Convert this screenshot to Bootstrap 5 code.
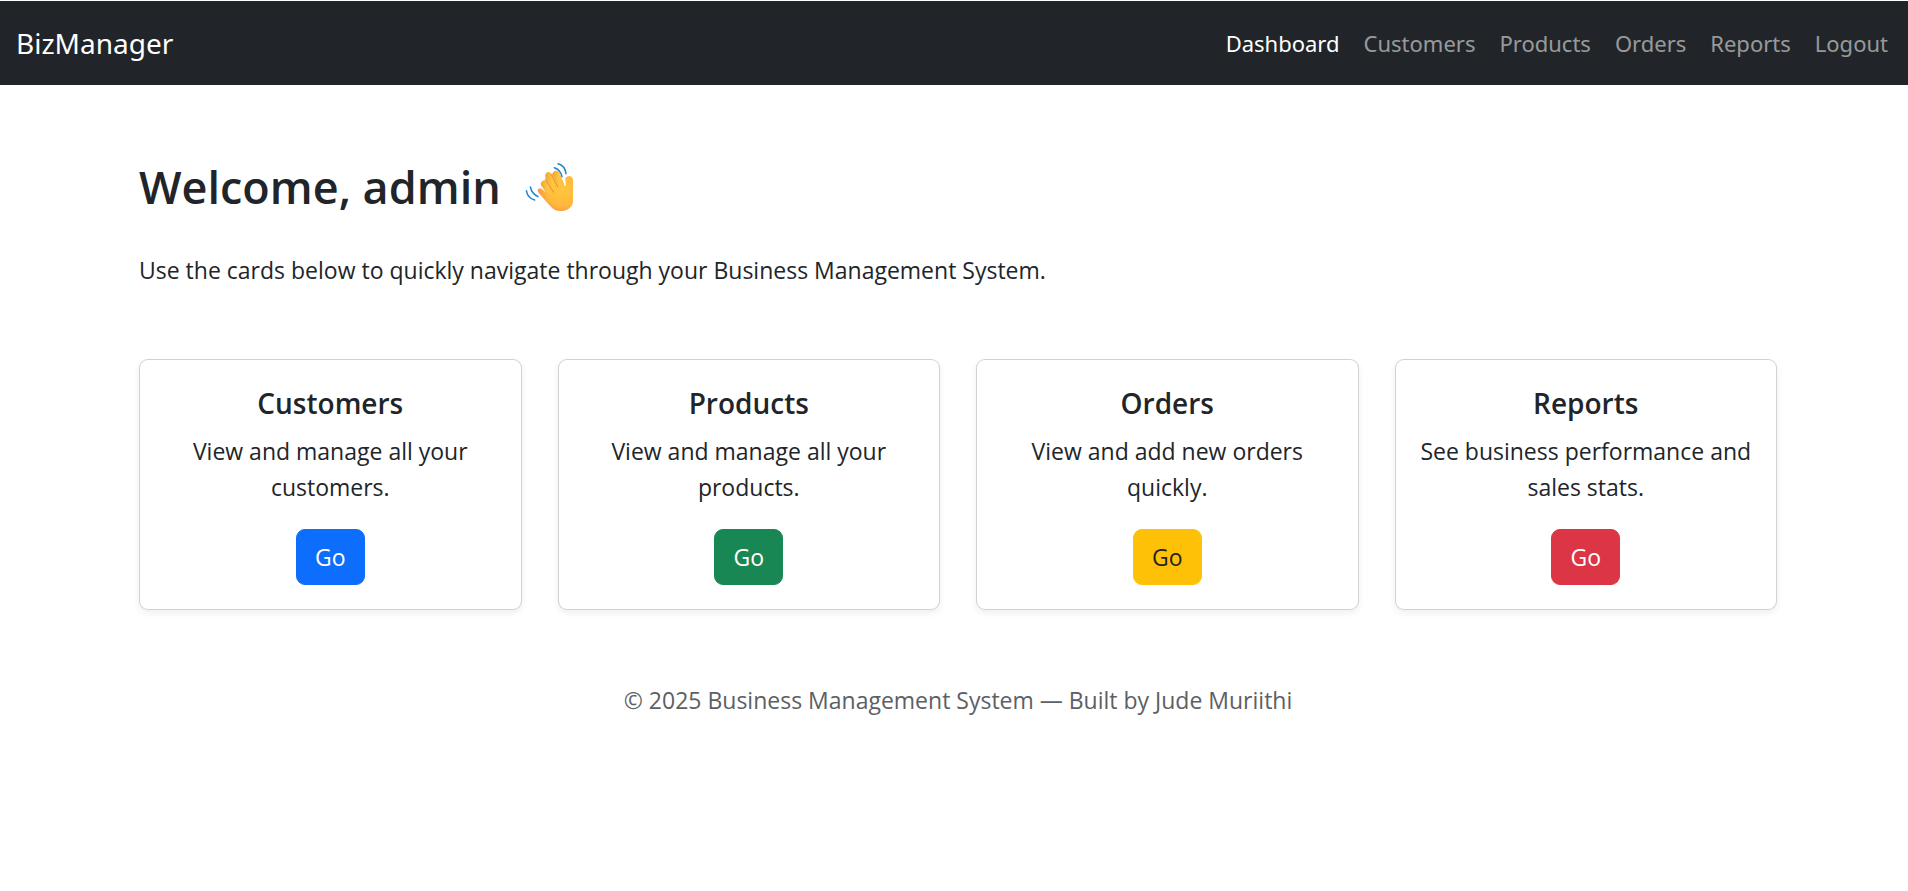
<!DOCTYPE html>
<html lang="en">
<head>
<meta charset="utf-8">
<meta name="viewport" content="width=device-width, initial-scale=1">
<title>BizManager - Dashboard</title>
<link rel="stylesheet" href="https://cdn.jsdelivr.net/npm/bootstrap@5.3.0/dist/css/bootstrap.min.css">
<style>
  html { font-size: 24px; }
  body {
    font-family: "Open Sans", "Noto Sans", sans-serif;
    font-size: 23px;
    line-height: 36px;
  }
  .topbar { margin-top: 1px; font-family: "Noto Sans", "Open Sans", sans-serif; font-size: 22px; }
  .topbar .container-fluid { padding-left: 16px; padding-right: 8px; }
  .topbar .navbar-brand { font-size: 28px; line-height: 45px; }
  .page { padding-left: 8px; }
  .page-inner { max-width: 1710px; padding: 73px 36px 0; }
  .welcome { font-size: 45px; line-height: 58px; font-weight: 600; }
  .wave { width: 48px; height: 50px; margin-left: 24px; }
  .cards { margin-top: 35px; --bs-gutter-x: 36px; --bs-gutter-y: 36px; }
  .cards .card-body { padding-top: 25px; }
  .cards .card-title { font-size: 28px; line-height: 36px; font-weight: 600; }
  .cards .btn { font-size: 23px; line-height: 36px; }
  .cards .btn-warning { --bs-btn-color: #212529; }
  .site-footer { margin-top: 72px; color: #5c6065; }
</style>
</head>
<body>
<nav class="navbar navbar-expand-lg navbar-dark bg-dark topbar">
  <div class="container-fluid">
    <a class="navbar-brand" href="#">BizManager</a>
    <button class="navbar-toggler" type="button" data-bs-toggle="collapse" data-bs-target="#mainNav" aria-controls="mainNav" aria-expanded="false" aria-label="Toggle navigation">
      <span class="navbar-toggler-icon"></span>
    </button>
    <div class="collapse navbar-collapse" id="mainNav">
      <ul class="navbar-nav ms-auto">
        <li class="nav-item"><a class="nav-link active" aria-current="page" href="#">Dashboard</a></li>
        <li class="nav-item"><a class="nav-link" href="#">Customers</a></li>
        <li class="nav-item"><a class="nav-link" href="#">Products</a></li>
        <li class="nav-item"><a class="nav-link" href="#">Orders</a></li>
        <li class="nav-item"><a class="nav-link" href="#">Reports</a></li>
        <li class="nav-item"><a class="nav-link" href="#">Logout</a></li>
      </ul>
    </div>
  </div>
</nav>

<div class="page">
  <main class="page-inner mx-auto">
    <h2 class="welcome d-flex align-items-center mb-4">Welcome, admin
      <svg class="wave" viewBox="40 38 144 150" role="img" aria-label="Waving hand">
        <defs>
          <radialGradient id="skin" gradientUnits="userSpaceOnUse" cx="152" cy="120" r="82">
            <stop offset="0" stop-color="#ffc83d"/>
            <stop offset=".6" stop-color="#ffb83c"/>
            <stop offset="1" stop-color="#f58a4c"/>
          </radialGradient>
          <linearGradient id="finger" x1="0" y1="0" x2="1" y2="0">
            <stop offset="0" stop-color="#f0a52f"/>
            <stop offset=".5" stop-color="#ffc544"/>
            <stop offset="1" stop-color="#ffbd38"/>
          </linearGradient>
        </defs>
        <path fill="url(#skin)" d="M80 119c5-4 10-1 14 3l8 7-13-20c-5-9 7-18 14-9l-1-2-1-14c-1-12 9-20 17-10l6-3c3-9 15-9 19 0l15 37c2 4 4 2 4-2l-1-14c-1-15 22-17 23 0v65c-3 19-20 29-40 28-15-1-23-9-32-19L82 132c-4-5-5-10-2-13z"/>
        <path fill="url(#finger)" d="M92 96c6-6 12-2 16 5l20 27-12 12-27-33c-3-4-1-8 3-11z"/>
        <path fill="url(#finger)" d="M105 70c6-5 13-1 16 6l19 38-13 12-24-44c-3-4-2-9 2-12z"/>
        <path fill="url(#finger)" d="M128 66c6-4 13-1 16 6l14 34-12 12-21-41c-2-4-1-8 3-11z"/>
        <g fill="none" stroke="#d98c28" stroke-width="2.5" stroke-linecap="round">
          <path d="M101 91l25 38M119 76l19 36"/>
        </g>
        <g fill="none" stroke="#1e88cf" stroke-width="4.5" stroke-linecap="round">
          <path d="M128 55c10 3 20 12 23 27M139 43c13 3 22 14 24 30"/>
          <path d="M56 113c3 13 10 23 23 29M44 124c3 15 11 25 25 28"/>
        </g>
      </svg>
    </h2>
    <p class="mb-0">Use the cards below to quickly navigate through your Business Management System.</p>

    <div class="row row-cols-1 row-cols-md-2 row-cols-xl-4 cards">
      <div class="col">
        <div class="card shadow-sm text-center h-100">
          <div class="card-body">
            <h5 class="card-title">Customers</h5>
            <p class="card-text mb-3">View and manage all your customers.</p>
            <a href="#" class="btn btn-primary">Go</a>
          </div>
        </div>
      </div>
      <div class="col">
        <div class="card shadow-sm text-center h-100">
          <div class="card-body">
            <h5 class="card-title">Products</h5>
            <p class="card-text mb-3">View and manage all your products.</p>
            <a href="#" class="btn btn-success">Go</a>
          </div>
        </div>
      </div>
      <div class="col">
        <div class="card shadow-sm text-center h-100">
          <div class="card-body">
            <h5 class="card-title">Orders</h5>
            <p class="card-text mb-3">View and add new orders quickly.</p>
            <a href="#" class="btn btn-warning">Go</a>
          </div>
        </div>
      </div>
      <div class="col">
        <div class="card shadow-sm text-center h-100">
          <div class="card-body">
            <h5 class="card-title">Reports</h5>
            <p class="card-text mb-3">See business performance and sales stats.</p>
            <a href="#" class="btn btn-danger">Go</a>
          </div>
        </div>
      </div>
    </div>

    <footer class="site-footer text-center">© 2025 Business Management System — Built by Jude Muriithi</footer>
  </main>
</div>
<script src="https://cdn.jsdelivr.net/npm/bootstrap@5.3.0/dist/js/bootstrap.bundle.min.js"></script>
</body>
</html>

···

## [What is expected]
Print the full listing exactly, dropping the pictures.

## [Result of this exercise]
Convert this screenshot to Bootstrap 5 code.
<!DOCTYPE html>
<html lang="en">
<head>
<meta charset="utf-8">
<meta name="viewport" content="width=device-width, initial-scale=1">
<title>BizManager - Dashboard</title>
<link rel="stylesheet" href="https://cdn.jsdelivr.net/npm/bootstrap@5.3.0/dist/css/bootstrap.min.css">
<style>
  html { font-size: 24px; }
  body {
    font-family: "Open Sans", "Noto Sans", sans-serif;
    font-size: 23px;
    line-height: 36px;
  }
  .topbar { margin-top: 1px; font-family: "Noto Sans", "Open Sans", sans-serif; font-size: 22px; }
  .topbar .container-fluid { padding-left: 16px; padding-right: 8px; }
  .topbar .navbar-brand { font-size: 28px; line-height: 45px; }
  .page { padding-left: 8px; }
  .page-inner { max-width: 1710px; padding: 73px 36px 0; }
  .welcome { font-size: 45px; line-height: 58px; font-weight: 600; }
  .wave { width: 48px; height: 50px; margin-left: 24px; }
  .cards { margin-top: 35px; --bs-gutter-x: 36px; --bs-gutter-y: 36px; }
  .cards .card-body { padding-top: 25px; }
  .cards .card-title { font-size: 28px; line-height: 36px; font-weight: 600; }
  .cards .btn { font-size: 23px; line-height: 36px; }
  .cards .btn-warning { --bs-btn-color: #212529; }
  .site-footer { margin-top: 72px; color: #5c6065; }
</style>
</head>
<body>
<nav class="navbar navbar-expand-lg navbar-dark bg-dark topbar">
  <div class="container-fluid">
    <a class="navbar-brand" href="#">BizManager</a>
    <button class="navbar-toggler" type="button" data-bs-toggle="collapse" data-bs-target="#mainNav" aria-controls="mainNav" aria-expanded="false" aria-label="Toggle navigation">
      <span class="navbar-toggler-icon"></span>
    </button>
    <div class="collapse navbar-collapse" id="mainNav">
      <ul class="navbar-nav ms-auto">
        <li class="nav-item"><a class="nav-link active" aria-current="page" href="#">Dashboard</a></li>
        <li class="nav-item"><a class="nav-link" href="#">Customers</a></li>
        <li class="nav-item"><a class="nav-link" href="#">Products</a></li>
        <li class="nav-item"><a class="nav-link" href="#">Orders</a></li>
        <li class="nav-item"><a class="nav-link" href="#">Reports</a></li>
        <li class="nav-item"><a class="nav-link" href="#">Logout</a></li>
      </ul>
    </div>
  </div>
</nav>

<div class="page">
  <main class="page-inner mx-auto">
    <h2 class="welcome d-flex align-items-center mb-4">Welcome, admin
      <svg class="wave" viewBox="40 38 144 150" role="img" aria-label="Waving hand">
        <defs>
          <radialGradient id="skin" gradientUnits="userSpaceOnUse" cx="152" cy="120" r="82">
            <stop offset="0" stop-color="#ffc83d"/>
            <stop offset=".6" stop-color="#ffb83c"/>
            <stop offset="1" stop-color="#f58a4c"/>
          </radialGradient>
          <linearGradient id="finger" x1="0" y1="0" x2="1" y2="0">
            <stop offset="0" stop-color="#f0a52f"/>
            <stop offset=".5" stop-color="#ffc544"/>
            <stop offset="1" stop-color="#ffbd38"/>
          </linearGradient>
        </defs>
        <path fill="url(#skin)" d="M80 119c5-4 10-1 14 3l8 7-13-20c-5-9 7-18 14-9l-1-2-1-14c-1-12 9-20 17-10l6-3c3-9 15-9 19 0l15 37c2 4 4 2 4-2l-1-14c-1-15 22-17 23 0v65c-3 19-20 29-40 28-15-1-23-9-32-19L82 132c-4-5-5-10-2-13z"/>
        <path fill="url(#finger)" d="M92 96c6-6 12-2 16 5l20 27-12 12-27-33c-3-4-1-8 3-11z"/>
        <path fill="url(#finger)" d="M105 70c6-5 13-1 16 6l19 38-13 12-24-44c-3-4-2-9 2-12z"/>
        <path fill="url(#finger)" d="M128 66c6-4 13-1 16 6l14 34-12 12-21-41c-2-4-1-8 3-11z"/>
        <g fill="none" stroke="#d98c28" stroke-width="2.5" stroke-linecap="round">
          <path d="M101 91l25 38M119 76l19 36"/>
        </g>
        <g fill="none" stroke="#1e88cf" stroke-width="4.5" stroke-linecap="round">
          <path d="M128 55c10 3 20 12 23 27M139 43c13 3 22 14 24 30"/>
          <path d="M56 113c3 13 10 23 23 29M44 124c3 15 11 25 25 28"/>
        </g>
      </svg>
    </h2>
    <p class="mb-0">Use the cards below to quickly navigate through your Business Management System.</p>

    <div class="row row-cols-1 row-cols-md-2 row-cols-xl-4 cards">
      <div class="col">
        <div class="card shadow-sm text-center h-100">
          <div class="card-body">
            <h5 class="card-title">Customers</h5>
            <p class="card-text mb-3">View and manage all your customers.</p>
            <a href="#" class="btn btn-primary">Go</a>
          </div>
        </div>
      </div>
      <div class="col">
        <div class="card shadow-sm text-center h-100">
          <div class="card-body">
            <h5 class="card-title">Products</h5>
            <p class="card-text mb-3">View and manage all your products.</p>
            <a href="#" class="btn btn-success">Go</a>
          </div>
        </div>
      </div>
      <div class="col">
        <div class="card shadow-sm text-center h-100">
          <div class="card-body">
            <h5 class="card-title">Orders</h5>
            <p class="card-text mb-3">View and add new orders quickly.</p>
            <a href="#" class="btn btn-warning">Go</a>
          </div>
        </div>
      </div>
      <div class="col">
        <div class="card shadow-sm text-center h-100">
          <div class="card-body">
            <h5 class="card-title">Reports</h5>
            <p class="card-text mb-3">See business performance and sales stats.</p>
            <a href="#" class="btn btn-danger">Go</a>
          </div>
        </div>
      </div>
    </div>

    <footer class="site-footer text-center">© 2025 Business Management System — Built by Jude Muriithi</footer>
  </main>
</div>
<script src="https://cdn.jsdelivr.net/npm/bootstrap@5.3.0/dist/js/bootstrap.bundle.min.js"></script>
</body>
</html>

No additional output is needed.